没错,站在博文的面前正是他的父亲道之。道之也没说什么,只是简单说了一句,“博文,我们进去再谈吧”。
博文点了点头,随后拿出钥匙打开公寓的门。博文的父亲道之随博文走进公寓,这是一件不算大的公寓。博文的父亲道之扫视一眼公寓,公寓内的摆设也非常少,只有一张床、一把椅子、一张电脑桌以及电脑桌上的一台笔记本电脑。
博文的父亲道之什么话都没有说,默默地坐在床上,博文则坐在椅子上。博文向他的父亲,问道:“父亲,你怎么会知道我在这里,是母亲告诉你的嘛?”。
博文的父亲道之没有回答博文的问题,而从怀中掏出一个白色信封,将白色信封递到博文的面前。博文接过信封,疑惑地问道:“这里面是什么?”。
博文的父亲道之这才开口说道:“这里是国立博物馆的介绍信”。
听到自己父亲的话,博文立刻联想到孙玉莺奶奶的话,博文顿时感觉自己手中拿着的信变得沉重起来。
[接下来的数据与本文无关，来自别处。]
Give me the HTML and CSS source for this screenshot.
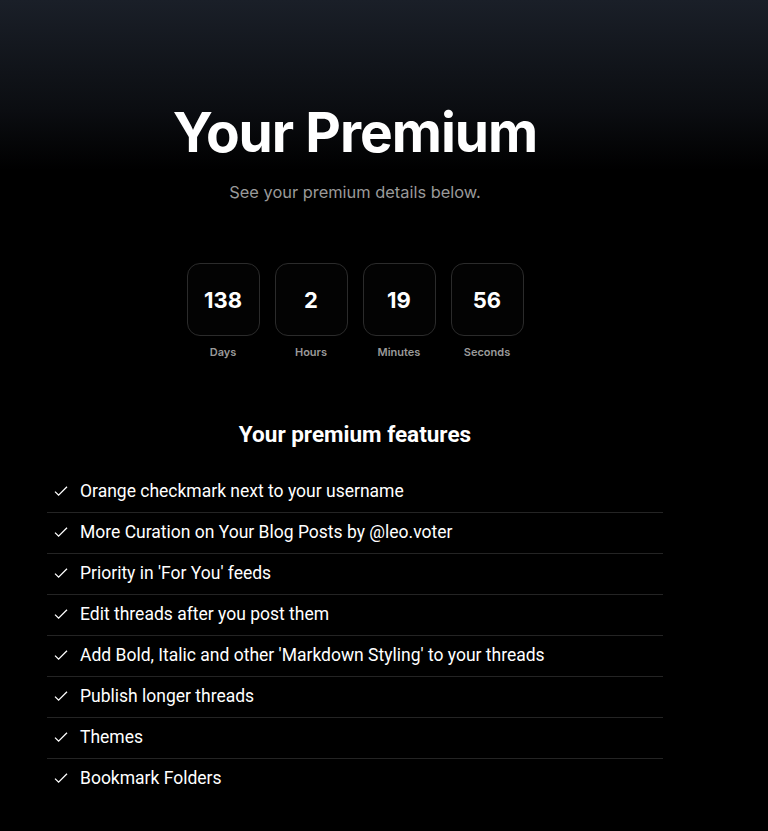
FILE: index.html
```html
<!DOCTYPE html>
<html lang="en">
<head>
<meta charset="utf-8">
<title>Your Premium</title>
<link rel="stylesheet" href="styles.css">
</head>
<body>
<main class="page">
  <section class="hero">
    <h1 class="title">Your Premium</h1>
    <p class="subtitle">See your premium details below.</p>
  </section>
  <section class="countdown">
    <div class="unit"><div class="box">138</div><span class="label">Days</span></div>
    <div class="unit"><div class="box">2</div><span class="label">Hours</span></div>
    <div class="unit"><div class="box">19</div><span class="label">Minutes</span></div>
    <div class="unit"><div class="box">56</div><span class="label">Seconds</span></div>
  </section>
  <section class="features">
    <h2 class="features-title">Your premium features</h2>
    <ul class="list">
      <li class="item"><svg class="check" viewBox="0 0 16 16"><path d="M2 8.6 L5.6 12.2 L14 3.8"/></svg><span>Orange checkmark next to your username</span></li>
      <li class="item"><svg class="check" viewBox="0 0 16 16"><path d="M2 8.6 L5.6 12.2 L14 3.8"/></svg><span>More Curation on Your Blog Posts by @leo.voter</span></li>
      <li class="item"><svg class="check" viewBox="0 0 16 16"><path d="M2 8.6 L5.6 12.2 L14 3.8"/></svg><span>Priority in 'For You' feeds</span></li>
      <li class="item"><svg class="check" viewBox="0 0 16 16"><path d="M2 8.6 L5.6 12.2 L14 3.8"/></svg><span>Edit threads after you post them</span></li>
      <li class="item"><svg class="check" viewBox="0 0 16 16"><path d="M2 8.6 L5.6 12.2 L14 3.8"/></svg><span>Add Bold, Italic and other 'Markdown Styling' to your threads</span></li>
      <li class="item"><svg class="check" viewBox="0 0 16 16"><path d="M2 8.6 L5.6 12.2 L14 3.8"/></svg><span>Publish longer threads</span></li>
      <li class="item"><svg class="check" viewBox="0 0 16 16"><path d="M2 8.6 L5.6 12.2 L14 3.8"/></svg><span>Themes</span></li>
      <li class="item"><svg class="check" viewBox="0 0 16 16"><path d="M2 8.6 L5.6 12.2 L14 3.8"/></svg><span>Bookmark Folders</span></li>
    </ul>
  </section>
</main>
</body>
</html>
```
FILE: styles.css
```css
html, body {
  margin: 0;
  padding: 0;
}
body {
  min-height: 831px;
  background: linear-gradient(to bottom, #1a1f28 0px, #0b0d11 110px, #000 170px, #000 100%);
  color: #fff;
  font-family: Inter, "Noto Sans", sans-serif;
}
.page {
  width: 616px;
  margin-left: 47px;
  padding-top: 98px;
  display: flex;
  flex-direction: column;
  align-items: center;
}
.hero {
  display: flex;
  flex-direction: column;
  align-items: center;
}
.title {
  margin: 0;
  font-size: 55px;
  line-height: 68px;
  font-weight: 700;
  letter-spacing: -1px;
}
.subtitle {
  margin: 14px 0 0;
  font-size: 16.4px;
  line-height: 24px;
  color: #9a9a9a;
}
.countdown {
  margin-top: 59px;
  display: flex;
  gap: 15px;
}
.unit {
  display: flex;
  flex-direction: column;
  align-items: center;
}
.box {
  width: 71px;
  height: 71px;
  border: 1px solid #2b2b2b;
  border-radius: 13px;
  background: #030303;
  display: flex;
  align-items: center;
  justify-content: center;
  font-size: 22px;
  font-weight: 700;
}
.label {
  margin-top: 8px;
  font-size: 11px;
  line-height: 16px;
  font-weight: 600;
  color: #9a9a9a;
}
.features {
  align-self: stretch;
  margin-top: 60px;
  display: flex;
  flex-direction: column;
}
.features-title {
  margin: 0;
  text-align: center;
  font-family: Roboto, "Noto Sans", sans-serif;
  font-size: 22.5px;
  line-height: 28px;
  font-weight: 700;
}
.list {
  list-style: none;
  margin: 24px 0 0;
  padding: 0;
}
.item {
  box-sizing: border-box;
  height: 41px;
  padding: 0 0 3px 6px;
  display: flex;
  align-items: center;
  gap: 11px;
  border-bottom: 1px solid #242424;
  font-family: Roboto, "Noto Sans", sans-serif;
  font-size: 17.5px;
}
.item:last-child {
  border-bottom: none;
}
.check {
  width: 16px;
  height: 16px;
  fill: none;
  stroke: #fff;
  stroke-width: 1.3;
}
```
博文的父亲道之微微垂头,神情有些悲痛地说:“博文,你的大哥已经死了。没有办法,只能由你来接替你大哥,希望你不要怨我“。
一个阳光明媚的下午,暖洋洋的阳光透过玻璃照进医院的病房。孙玉莺的奶奶穿着一身蓝白色的病号服,她半躺在病床上。孙玉莺的奶奶眼睛注视着窗外快要掉落的树叶,慢慢陷入沉思。
“哐“,病房的门被人推开,推门的人是博文。博文穿着一身整洁的黑色衣服,头发也剪短也不少,露出了眉毛和整个耳朵。
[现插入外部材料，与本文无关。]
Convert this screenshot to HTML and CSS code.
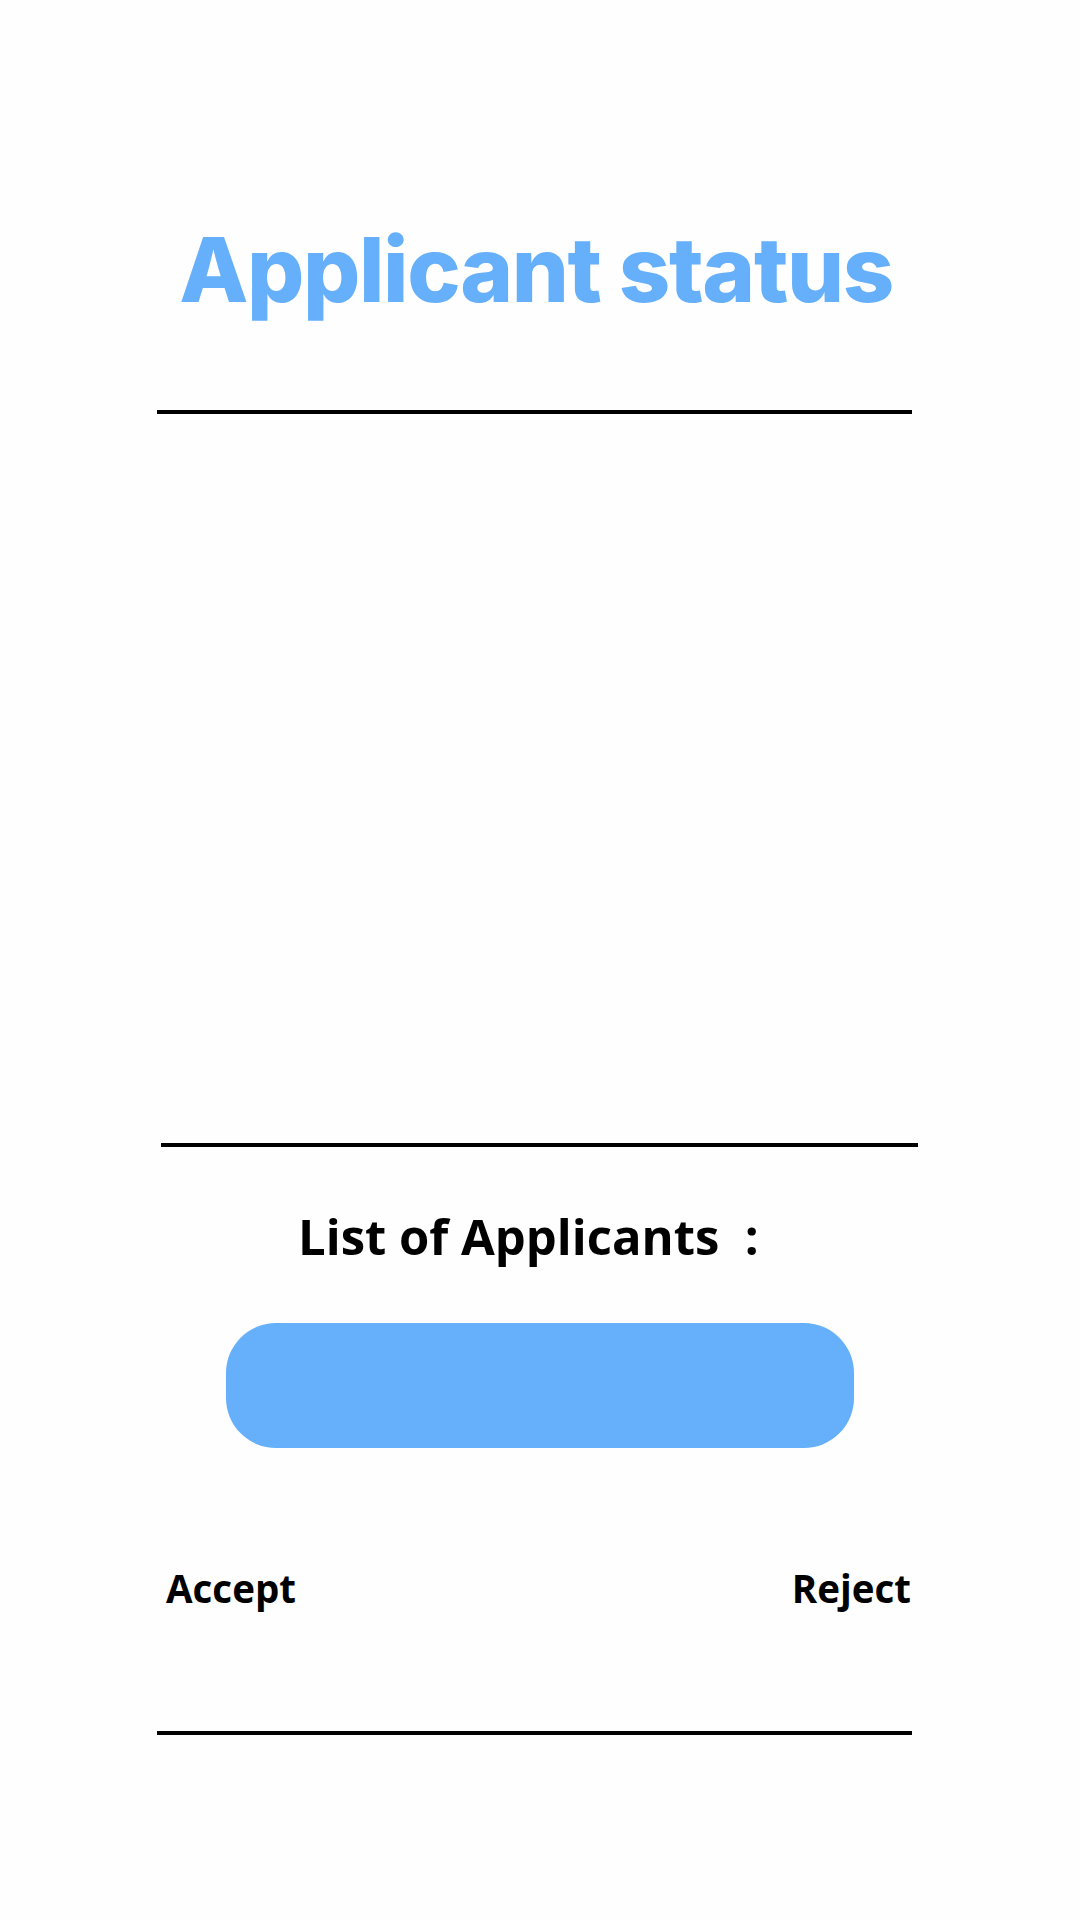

孙玉莺的奶奶看到博文的到来,感到非常意外,“博文,你怎么来了“。
博文走到病床边,非常客气地说:“奶奶,我刚刚听玉莺说,说您身体不适住院了,我就赶过来看看您。见您气色不错,我就放心了“。
“有劳你挂心了,博文“。孙玉莺的奶奶上下打量一番博文,说道:”博文,你这是要去哪里“。
“奶奶,我要走了。您说的一点不错,我马上就要入职国立博物馆,以后要在博物馆里工作“,博文拿出一袋厚厚的牛皮信封,交给孙玉莺的奶奶,并说道:”这个还请您收下,这是我唯一能为玉莺和小安妮做的事“。
“博文,你已经决定好吗?”。
“如果一切都是命中注定,那我无意忤逆”。
“那你有没有和玉莺告别”。
“不辞而别,或许对我们来说更好。我永远都不会忘记奶奶您和玉莺,还有小安妮,以及在这里所发生一切”。
“我该走了,奶奶”,博文向孙玉莺的奶奶深深地鞠了一躬,而后转身离开。
孙玉莺的奶奶并没有叫住博文,只是自言自语一般,说了一句,“玉莺她从小就喜欢风铃草,还说风铃草会把自己的爱随风传给自己想要表达的人”。
一天的清晨,博文还是依旧在这一间生活许多年的狭小出租房里,房间还是依旧只有一张床,一张电脑桌,一座衣橱。博文的双鬓有些泛白,脸上也充满岁月的沧桑感。博文洗漱完毕,穿上一身整洁的西服,而后走出出租屋,乘车来到国立博物馆门前。
博文一走进博物馆的大门,一位年轻的博物馆职员正好迎面走来,热情地向博文打招呼,说:“景馆长,早上好!”。
博文也笑着答应道:“早上好!”。